La réponse de Jésus à cette demande d’une rencontre peut sembler étonnante. Dans ses paroles, elle n’offre pas un contact immédiat. Il est question plutôt de l’heure venue, celle de la glorification du Fils de l’homme, et du grain de blé qui meurt et porte fruit. Face à la demande, un signe est proposé: celui de la croix, celui du mystère pascal, dans son mouvement de don, de la mort à la vie. Un signe à contempler : Vous voulez voir Jésus ? Regardez la croix, c’est là qu’il se donne à voir en vérité. C’est un signe non seulement à contempler mais auquel participer de l’intérieur, dans lequel entrer pour vraiment voir Jésus. Car pour le voir, il faut aussi le suivre. Cet engagement appelle à entrer dans une nouvelle dynamique, faite de décentrement de soi et de risque. S’accrocher à soi, par peur de se perdre, mène au contraire à la perte de soi. Alors que la logique du don de soi, paradoxalement, conduit à une vie abondante. Voir Jésus, puis le suivre : il s’agit là d’un être-avec, jusqu’au bout, jusqu’au fruit abondant, car là ou je suis, dit Jésus, sera aussi mon serviteur. Aux disciples qui risquent, est promis une transformation de soi, sous l’amour bienveillant du Père.

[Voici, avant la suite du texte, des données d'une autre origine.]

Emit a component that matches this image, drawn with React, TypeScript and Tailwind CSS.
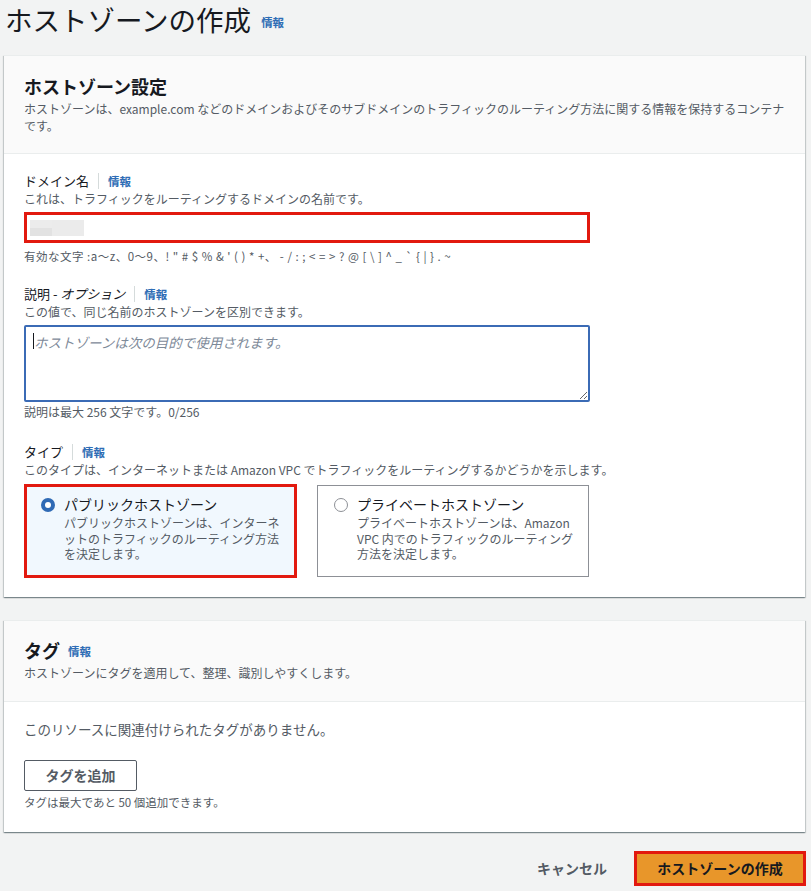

Mais aussi, nous dit Jean, cette communion à la croix et à la gloire du Christ inclut le passage par le moment de trouble, par l’hésitation à aller plus loin. Jésus lui-même est passé par là : devant cette heure venue, il est bouleversé. Il est tenté de fuir cette heure, cette ultime confrontation. Puis il se ressaisit et choisit résolument de faire face. On retrouve ici en Jean des éléments que les autres évangiles ont mis dans la scène de l’agonie au jardin des Oliviers. La fête de Pâque se rapproche (v.20) et la pâque de Jésus aussi. Si Jésus lui-même a dû traverser ce moment de trouble intérieur, nous n’avons pas à nous étonner de nos propres périodes d’incertitude et d’hésitation devant des choix à faire. Il n’y a pas à en être gêné, comme si cela disait un manque de foi. Ces passages douloureux font partie du mouvement pascal, de la dynamique du don. Aucune technique spirituelle ne peut nous assurer une traversée de la nuit qui serait plaisante ou rapide. La croix reste plantée en terre, dans notre terre.

Voir Jésus : ce texte de Jean nous fournit finalement plusieurs pistes pour continuer cette quête. La fête de Pâques approche. Pour nous aussi. Jean nous invite à nous y préparer de l’intérieur : dans le regard contemplant un signe enraciné et élevé, entre terre et ciel ; et dans l’accueil d’un mystère de mort et résurrection, comme un grain de blé tombé en terre qui donne beaucoup de fruit.